"Las protestas de hoy parecen decirnos que aunque desde hace tiempo sabemos que ya no podemos vivir en un mundo perfecto, no renunciamos a buscar un mundo mejor". (Ilustración: Giovanni Tazza)
"Las protestas de hoy parecen decirnos que aunque desde hace tiempo sabemos que ya no podemos vivir en un mundo perfecto, no renunciamos a buscar un mundo mejor". (Ilustración: Giovanni Tazza)
Alonso Cueto

No es la primera vez que las calles mueven la historia. Hoy en las ciudades chilenas, en las colombianas, las pancartas, los gritos, los saqueos, las arengas influyen en lo que pasa en las oficinas, los palacios de gobierno y en los bancos. El presidente Piñera en Chile ha prometido promover una nueva Constitución Política, algo que no hubiera ocurrido sin los movimientos de la calle. Los medios han contribuido a la presencia de la calle, en todas las ciudades latinoamericanas. No hay noticiero matinal que no transmita lo que ocurre desde algún paradero o algún mercado. Todos necesitamos saber cuál es la temperatura emocional y social de la calle al empezar el día. Un transeúnte que pasa puede dar su opinión y algunas veces con una lógica aplastante.

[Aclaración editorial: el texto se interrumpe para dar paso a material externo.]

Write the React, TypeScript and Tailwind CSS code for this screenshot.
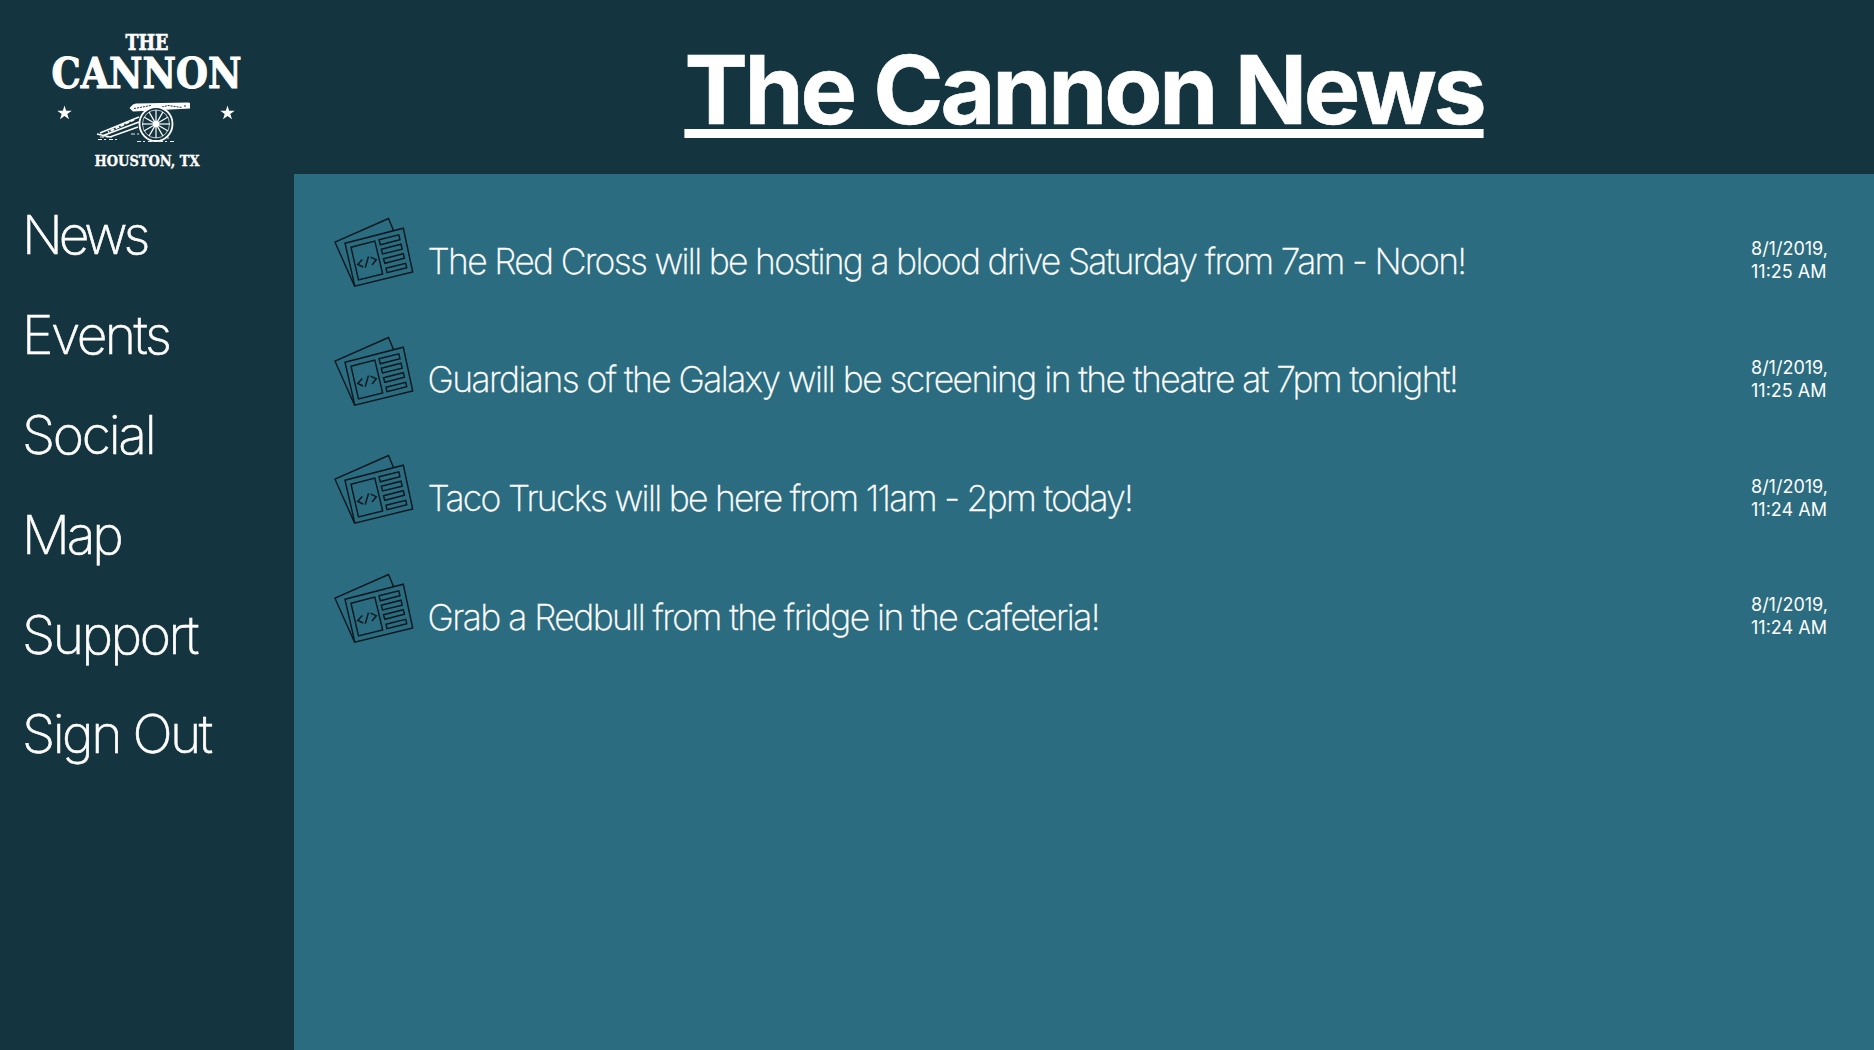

Uno puede recordar otros movimientos, como el de Mayo del 68 en Francia, cuando las callejeras llegaron a paralizar un país. Sin embargo, la calle de hoy es muy distinta a la de entonces. En las marchas de hoy no hay un líder visible como lo fue Daniel Cohn-Bendit para los rebeldes de ese momento. Hoy aparecen a veces algunos líderes políticos entremezclados, cargando sus banderas, declarando a la prensa, pero no son propiamente hablando los dueños de la movilización. Las redes sociales que las convocan a veces llevan el nombre de una organización pero no de un líder. Nadie se da crédito ni por el triunfo o el fracaso de una marcha. Son todos. Es lo que ha pasado en otras partes del mundo con movimientos como los indignados en España u Occupy Wall Street en Estados Unidos. Nadie sabe quién dirige las marchas en Hong Kong, aunque sí sabemos por qué están protestando.

Otra gran diferencia es que no hay grandes sacrificados por la “grandeza del partido” o de “la causa”. Palabras como ‘reaccionario’ han sido reemplazadas por ‘corrupto’ y en vez de ‘revolución’ se habla en contra de la “desigualdad social y económica”. Sí hay una rebelión contra el orden social definido por el liberalismo, un fenómeno que ocurre en todo el mundo y que se plasmó el año pasado en el libro “Why Liberalism Failed” de Patrick Deneen. En esa publicación, el autor señala al liberalismo como la única que sobrevive de las tres corrientes ideológicas (el fascismo y el comunismo son las otras) del siglo XX. Las protestas de hoy parecen decirnos que aunque desde hace tiempo sabemos que ya no podemos vivir en un mundo perfecto, no renunciamos a buscar un mundo mejor.

No siempre fue así. En realidad la humanidad se las arregló sin protestas callejeras durante muchos siglos. Hay muchos casos de la influencia de las masas en la historia, pero su estallido ocurrió a fines del siglo XVIII, con la Revolución Francesa. En esa ocasión, el imperio de las masas se convirtió en un gobierno bajo la sombra del puritano y sombrío Robespierre, que según la leyenda, camino al cadalso, dijo: “La revolución es como Saturno. Devora a sus propios hijos” (La frase es atribuida en realidad a Pierre Vergniaud). Según parece, también pertenece a Robespierre otra frase memorable: “Una gran revolución es un crimen estruendoso que destruye otro crimen”.

Esperemos que hoy en día no sea así. Alguna vez José María Arguedas me dijo que el corazón de una ciudad está en sus mercados, en las calles y en los estadios de fútbol. Una sociedad conectada con la calle es la más saludable. Si lo que se dice en la calle y lo que se escucha en los salones de se juntan, podríamos tener alguna esperanza.